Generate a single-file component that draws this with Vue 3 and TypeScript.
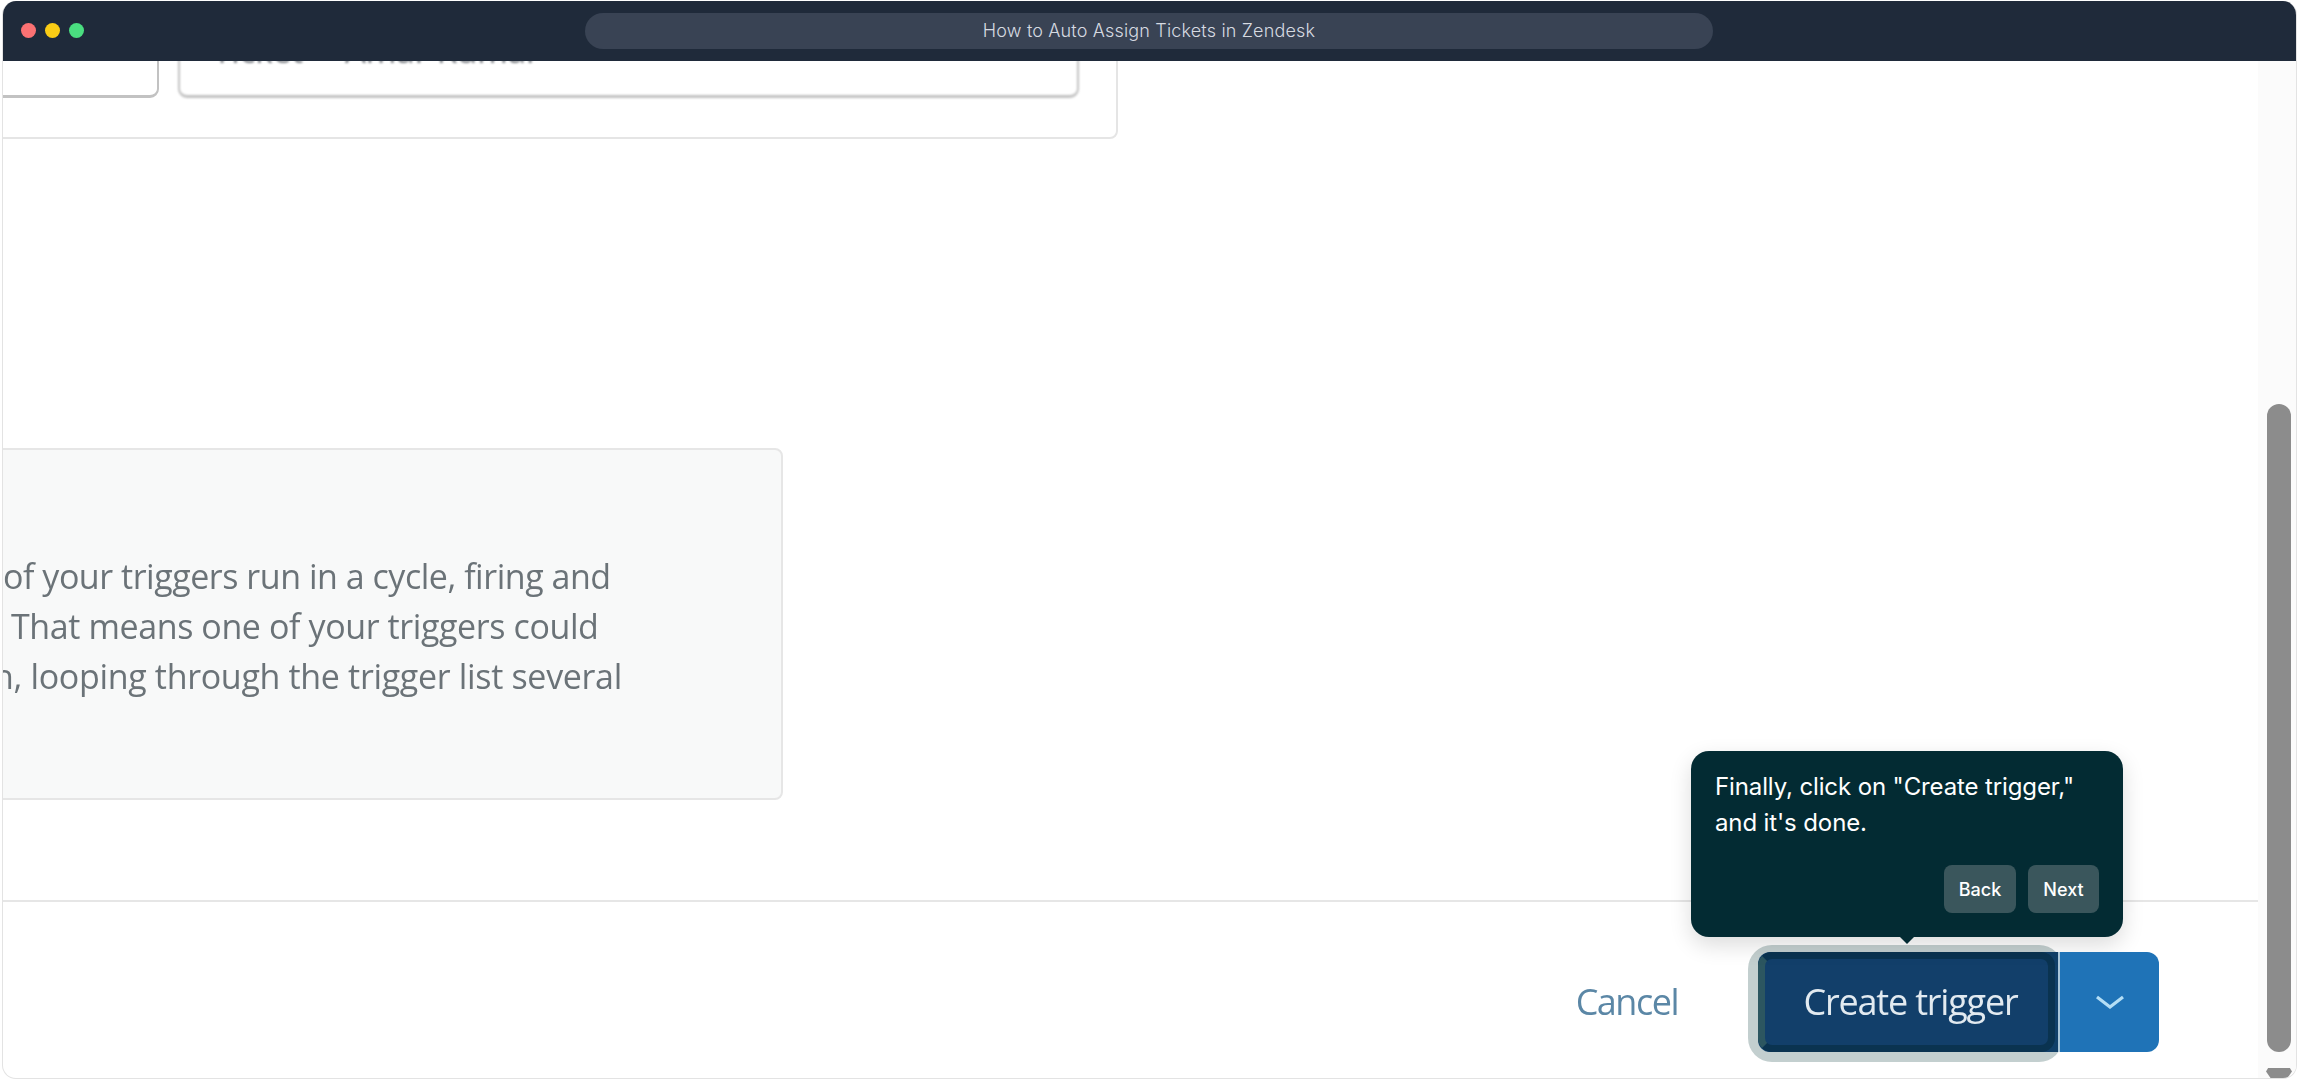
<script setup lang="ts">
const title: string = 'How to Auto Assign Tickets in Zendesk'
const noteLines: { text: string; cls: string }[] = [
  { text: 'of your triggers run in a cycle, firing and', cls: 'l1' },
  { text: 'That means one of your triggers could', cls: 'l2' },
  { text: 'n, looping through the trigger list several', cls: 'l3' },
]
</script>

<template>
  <div class="window">
    <header class="titlebar">
      <div class="dots">
        <span class="dot red"></span>
        <span class="dot yellow"></span>
        <span class="dot green"></span>
      </div>
      <div class="address">{{ title }}</div>
    </header>

    <div class="viewport">
      <main class="page">
        <section class="outer-card">
          <div class="field first"></div>
          <div class="field second">
            <span class="field-a">Ticket</span>
            <span class="field-b">Amar Kumar</span>
          </div>
        </section>

        <section class="note">
          <p v-for="line in noteLines" :key="line.cls" class="note-line" :class="line.cls">{{ line.text }}</p>
        </section>

        <footer class="footer">
          <span class="cancel">Cancel</span>
          <div class="split">
            <div class="main-btn">
              <div class="main-face">
                <div class="main-label">Create trigger</div>
              </div>
              <div class="tour">
                <p class="tour-text">Finally, click on "Create trigger," and it's done.</p>
                <div class="tour-actions">
                  <button class="tour-btn back">Back</button>
                  <button class="tour-btn next">Next</button>
                </div>
              </div>
            </div>
            <div class="menu-btn">
              <svg class="chevron" viewBox="0 0 30 14" width="30" height="14" fill="none">
                <path d="M2 2 L15 12 L28 2" stroke="#b4def5" stroke-width="3.2" />
              </svg>
            </div>
          </div>
        </footer>
      </main>

      <aside class="scrollbar">
        <div class="thumb"></div>
        <div class="arrow"></div>
      </aside>
    </div>
  </div>
</template>

<style>
html, body { margin: 0; background: #ffffff; overflow: hidden; }
</style>

<style scoped>
.window {
  box-sizing: border-box;
  width: 2295px;
  height: 1078px;
  margin: 1px 0 0 2px;
  display: flex;
  flex-direction: column;
  background: #fff;
  border: 1px solid #e3e3e3;
  border-top: none;
  border-radius: 14px;
  overflow: hidden;
  font-family: Inter, "Noto Sans", sans-serif;
}
.titlebar {
  flex: 0 0 60px;
  display: flex;
  align-items: center;
  background: #1f2a3a;
  position: relative;
}
.dots {
  display: flex;
  gap: 9px;
  padding-left: 18px;
  position: absolute;
  left: 0;
  top: 22px;
}
.dot { width: 15px; height: 15px; border-radius: 50%; display: block; }
.red { background: #fb7173; }
.yellow { background: #facc15; }
.green { background: #4ade80; }
.address {
  margin-left: 582px;
  width: 1128px;
  height: 36px;
  border-radius: 18px;
  background: #394354;
  color: #d6dae1;
  font-size: 18px;
  font-weight: 300;
  letter-spacing: 0.16px;
  line-height: 36px;
  text-align: center;
}
.viewport { flex: 1; display: flex; min-height: 0; }
.page {
  flex: 1;
  min-width: 0;
  display: flex;
  flex-direction: column;
  overflow: hidden;
}
.outer-card {
  box-sizing: border-box;
  flex: 0 0 118px;
  width: 1135px;
  margin: -40px 0 0 -20px;
  padding: 0 37px 39px 0;
  display: flex;
  gap: 19px;
  border: 2px solid #e5e5e5;
  border-radius: 8px;
}
.field {
  box-sizing: border-box;
  border: 2px solid #c2c2c2;
  border-bottom-width: 3px;
  border-radius: 9px;
  background: #fff;
}
.first { flex: 0 0 174px; }
.second {
  flex: 1;
  display: flex;
  align-items: flex-end;
  gap: 42px;
  padding: 0 0 27px 33px;
  color: #7d8186;
  font-family: "Open Sans", sans-serif;
  font-size: 33px;
  line-height: 34px;
  letter-spacing: 0;
  filter: blur(0.9px);
}
.note {
  box-sizing: border-box;
  flex: 0 0 352px;
  width: 800px;
  margin: 309px 0 0 -20px;
  padding: 101px 0 0 20px;
  background: #f8f9f9;
  border: 2px solid #e6e6e6;
  border-radius: 8px;
  color: #6b7378;
  font-family: "Open Sans", sans-serif;
  font-size: 34px;
  line-height: 50px;
  letter-spacing: -0.47px;
  overflow: hidden;
}
.note-line { margin: 0; white-space: nowrap; filter: blur(0.45px); }
.l1 { margin-left: -2px; }
.l2 { margin-left: 6px; letter-spacing: -0.4px; }
.l3 { margin-left: -12px; letter-spacing: -0.33px; }
.footer {
  flex: 1;
  margin-top: 100px;
  padding: 50px 99px 0 0;
  border-top: 2px solid #e6e6e6;
  display: flex;
  justify-content: flex-end;
  align-items: flex-start;
}
.cancel {
  margin-right: 80px;
  height: 100px;
  line-height: 100px;
  color: #5b87a6;
  font-family: "Open Sans", sans-serif;
  font-size: 36px;
  letter-spacing: -1.5px;
  filter: blur(0.4px);
}
.split { display: flex; height: 100px; }
.main-btn {
  box-sizing: border-box;
  position: relative;
  width: 300px;
  display: flex;
  z-index: 1;
}
.main-btn::before {
  content: "";
  position: absolute;
  inset: -7px -5px -10px -10px;
  border-radius: 24px;
  background: #c3cfcf;
  z-index: -1;
}
.main-face {
  flex: 1;
  display: flex;
  padding-right: 3px;
  background: #114069;
  border-radius: 12px 0 0 12px;
}
.main-label {
  box-sizing: border-box;
  flex: 1;
  padding-left: 8px;
  border: 7px solid #0a3350;
  border-left-color: #2c5660;
  border-radius: 14px;
  background: #123f6a;
  color: #e2eaf0;
  font-family: "Open Sans", sans-serif;
  font-size: 36px;
  letter-spacing: -1.2px;
  line-height: 86px;
  text-align: center;
  filter: blur(0.3px);
}
.menu-btn {
  box-sizing: border-box;
  width: 101px;
  border-left: 2px solid #a9c6d8;
  background: #1f73b7;
  border-radius: 0 12px 12px 0;
  display: flex;
  align-items: center;
  justify-content: center;
  position: relative;
  z-index: 2;
}
.tour {
  box-sizing: border-box;
  position: absolute;
  left: -67px;
  bottom: calc(100% + 15px);
  width: 432px;
  height: 186px;
  padding: 18px 24px 24px;
  background: #032b33;
  border-radius: 18px;
  box-shadow: 0 8px 22px rgba(0, 0, 0, 0.14);
  color: #fff;
  display: flex;
  flex-direction: column;
  z-index: 3;
}
.tour::after {
  content: "";
  position: absolute;
  left: 209px;
  top: 100%;
  border-left: 7px solid transparent;
  border-right: 7px solid transparent;
  border-top: 7px solid #032b33;
}
.tour-text {
  margin: 0;
  font-size: 24px;
  line-height: 36px;
  letter-spacing: -0.12px;
  flex: 1;
}
.tour-actions { display: flex; justify-content: flex-end; gap: 12px; }
.tour-btn {
  height: 48px;
  border: none;
  border-radius: 8px;
  background: #3a565c;
  color: #fff;
  font-family: Inter, sans-serif;
  font-size: 18px;
  font-weight: 500;
  padding: 0;
}
.back { width: 72px; }
.next { width: 71px; }
.scrollbar {
  flex: 0 0 38px;
  background: #fbfbfb;
  display: flex;
  flex-direction: column;
  align-items: flex-start;
  overflow: hidden;
}
.thumb {
  flex: 0 0 648px;
  width: 24px;
  margin: 343px 0 0 9px;
  border-radius: 12px;
  background: #8c8c8c;
}
.arrow {
  flex: 0 0 14px;
  width: 26px;
  margin: 16px 0 0 8px;
  background: #8c8c8c;
  clip-path: polygon(8% 0, 92% 0, 100% 25%, 72% 100%, 28% 100%, 0 25%);
}
</style>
----------
| Requirements |
In the copy, include no pictures; restate the listing above exactly.

| Result |
Generate a single-file component that draws this with Vue 3 and TypeScript.
<script setup lang="ts">
const title: string = 'How to Auto Assign Tickets in Zendesk'
const noteLines: { text: string; cls: string }[] = [
  { text: 'of your triggers run in a cycle, firing and', cls: 'l1' },
  { text: 'That means one of your triggers could', cls: 'l2' },
  { text: 'n, looping through the trigger list several', cls: 'l3' },
]
</script>

<template>
  <div class="window">
    <header class="titlebar">
      <div class="dots">
        <span class="dot red"></span>
        <span class="dot yellow"></span>
        <span class="dot green"></span>
      </div>
      <div class="address">{{ title }}</div>
    </header>

    <div class="viewport">
      <main class="page">
        <section class="outer-card">
          <div class="field first"></div>
          <div class="field second">
            <span class="field-a">Ticket</span>
            <span class="field-b">Amar Kumar</span>
          </div>
        </section>

        <section class="note">
          <p v-for="line in noteLines" :key="line.cls" class="note-line" :class="line.cls">{{ line.text }}</p>
        </section>

        <footer class="footer">
          <span class="cancel">Cancel</span>
          <div class="split">
            <div class="main-btn">
              <div class="main-face">
                <div class="main-label">Create trigger</div>
              </div>
              <div class="tour">
                <p class="tour-text">Finally, click on "Create trigger," and it's done.</p>
                <div class="tour-actions">
                  <button class="tour-btn back">Back</button>
                  <button class="tour-btn next">Next</button>
                </div>
              </div>
            </div>
            <div class="menu-btn">
              <svg class="chevron" viewBox="0 0 30 14" width="30" height="14" fill="none">
                <path d="M2 2 L15 12 L28 2" stroke="#b4def5" stroke-width="3.2" />
              </svg>
            </div>
          </div>
        </footer>
      </main>

      <aside class="scrollbar">
        <div class="thumb"></div>
        <div class="arrow"></div>
      </aside>
    </div>
  </div>
</template>

<style>
html, body { margin: 0; background: #ffffff; overflow: hidden; }
</style>

<style scoped>
.window {
  box-sizing: border-box;
  width: 2295px;
  height: 1078px;
  margin: 1px 0 0 2px;
  display: flex;
  flex-direction: column;
  background: #fff;
  border: 1px solid #e3e3e3;
  border-top: none;
  border-radius: 14px;
  overflow: hidden;
  font-family: Inter, "Noto Sans", sans-serif;
}
.titlebar {
  flex: 0 0 60px;
  display: flex;
  align-items: center;
  background: #1f2a3a;
  position: relative;
}
.dots {
  display: flex;
  gap: 9px;
  padding-left: 18px;
  position: absolute;
  left: 0;
  top: 22px;
}
.dot { width: 15px; height: 15px; border-radius: 50%; display: block; }
.red { background: #fb7173; }
.yellow { background: #facc15; }
.green { background: #4ade80; }
.address {
  margin-left: 582px;
  width: 1128px;
  height: 36px;
  border-radius: 18px;
  background: #394354;
  color: #d6dae1;
  font-size: 18px;
  font-weight: 300;
  letter-spacing: 0.16px;
  line-height: 36px;
  text-align: center;
}
.viewport { flex: 1; display: flex; min-height: 0; }
.page {
  flex: 1;
  min-width: 0;
  display: flex;
  flex-direction: column;
  overflow: hidden;
}
.outer-card {
  box-sizing: border-box;
  flex: 0 0 118px;
  width: 1135px;
  margin: -40px 0 0 -20px;
  padding: 0 37px 39px 0;
  display: flex;
  gap: 19px;
  border: 2px solid #e5e5e5;
  border-radius: 8px;
}
.field {
  box-sizing: border-box;
  border: 2px solid #c2c2c2;
  border-bottom-width: 3px;
  border-radius: 9px;
  background: #fff;
}
.first { flex: 0 0 174px; }
.second {
  flex: 1;
  display: flex;
  align-items: flex-end;
  gap: 42px;
  padding: 0 0 27px 33px;
  color: #7d8186;
  font-family: "Open Sans", sans-serif;
  font-size: 33px;
  line-height: 34px;
  letter-spacing: 0;
  filter: blur(0.9px);
}
.note {
  box-sizing: border-box;
  flex: 0 0 352px;
  width: 800px;
  margin: 309px 0 0 -20px;
  padding: 101px 0 0 20px;
  background: #f8f9f9;
  border: 2px solid #e6e6e6;
  border-radius: 8px;
  color: #6b7378;
  font-family: "Open Sans", sans-serif;
  font-size: 34px;
  line-height: 50px;
  letter-spacing: -0.47px;
  overflow: hidden;
}
.note-line { margin: 0; white-space: nowrap; filter: blur(0.45px); }
.l1 { margin-left: -2px; }
.l2 { margin-left: 6px; letter-spacing: -0.4px; }
.l3 { margin-left: -12px; letter-spacing: -0.33px; }
.footer {
  flex: 1;
  margin-top: 100px;
  padding: 50px 99px 0 0;
  border-top: 2px solid #e6e6e6;
  display: flex;
  justify-content: flex-end;
  align-items: flex-start;
}
.cancel {
  margin-right: 80px;
  height: 100px;
  line-height: 100px;
  color: #5b87a6;
  font-family: "Open Sans", sans-serif;
  font-size: 36px;
  letter-spacing: -1.5px;
  filter: blur(0.4px);
}
.split { display: flex; height: 100px; }
.main-btn {
  box-sizing: border-box;
  position: relative;
  width: 300px;
  display: flex;
  z-index: 1;
}
.main-btn::before {
  content: "";
  position: absolute;
  inset: -7px -5px -10px -10px;
  border-radius: 24px;
  background: #c3cfcf;
  z-index: -1;
}
.main-face {
  flex: 1;
  display: flex;
  padding-right: 3px;
  background: #114069;
  border-radius: 12px 0 0 12px;
}
.main-label {
  box-sizing: border-box;
  flex: 1;
  padding-left: 8px;
  border: 7px solid #0a3350;
  border-left-color: #2c5660;
  border-radius: 14px;
  background: #123f6a;
  color: #e2eaf0;
  font-family: "Open Sans", sans-serif;
  font-size: 36px;
  letter-spacing: -1.2px;
  line-height: 86px;
  text-align: center;
  filter: blur(0.3px);
}
.menu-btn {
  box-sizing: border-box;
  width: 101px;
  border-left: 2px solid #a9c6d8;
  background: #1f73b7;
  border-radius: 0 12px 12px 0;
  display: flex;
  align-items: center;
  justify-content: center;
  position: relative;
  z-index: 2;
}
.tour {
  box-sizing: border-box;
  position: absolute;
  left: -67px;
  bottom: calc(100% + 15px);
  width: 432px;
  height: 186px;
  padding: 18px 24px 24px;
  background: #032b33;
  border-radius: 18px;
  box-shadow: 0 8px 22px rgba(0, 0, 0, 0.14);
  color: #fff;
  display: flex;
  flex-direction: column;
  z-index: 3;
}
.tour::after {
  content: "";
  position: absolute;
  left: 209px;
  top: 100%;
  border-left: 7px solid transparent;
  border-right: 7px solid transparent;
  border-top: 7px solid #032b33;
}
.tour-text {
  margin: 0;
  font-size: 24px;
  line-height: 36px;
  letter-spacing: -0.12px;
  flex: 1;
}
.tour-actions { display: flex; justify-content: flex-end; gap: 12px; }
.tour-btn {
  height: 48px;
  border: none;
  border-radius: 8px;
  background: #3a565c;
  color: #fff;
  font-family: Inter, sans-serif;
  font-size: 18px;
  font-weight: 500;
  padding: 0;
}
.back { width: 72px; }
.next { width: 71px; }
.scrollbar {
  flex: 0 0 38px;
  background: #fbfbfb;
  display: flex;
  flex-direction: column;
  align-items: flex-start;
  overflow: hidden;
}
.thumb {
  flex: 0 0 648px;
  width: 24px;
  margin: 343px 0 0 9px;
  border-radius: 12px;
  background: #8c8c8c;
}
.arrow {
  flex: 0 0 14px;
  width: 26px;
  margin: 16px 0 0 8px;
  background: #8c8c8c;
  clip-path: polygon(8% 0, 92% 0, 100% 25%, 72% 100%, 28% 100%, 0 25%);
}
</style>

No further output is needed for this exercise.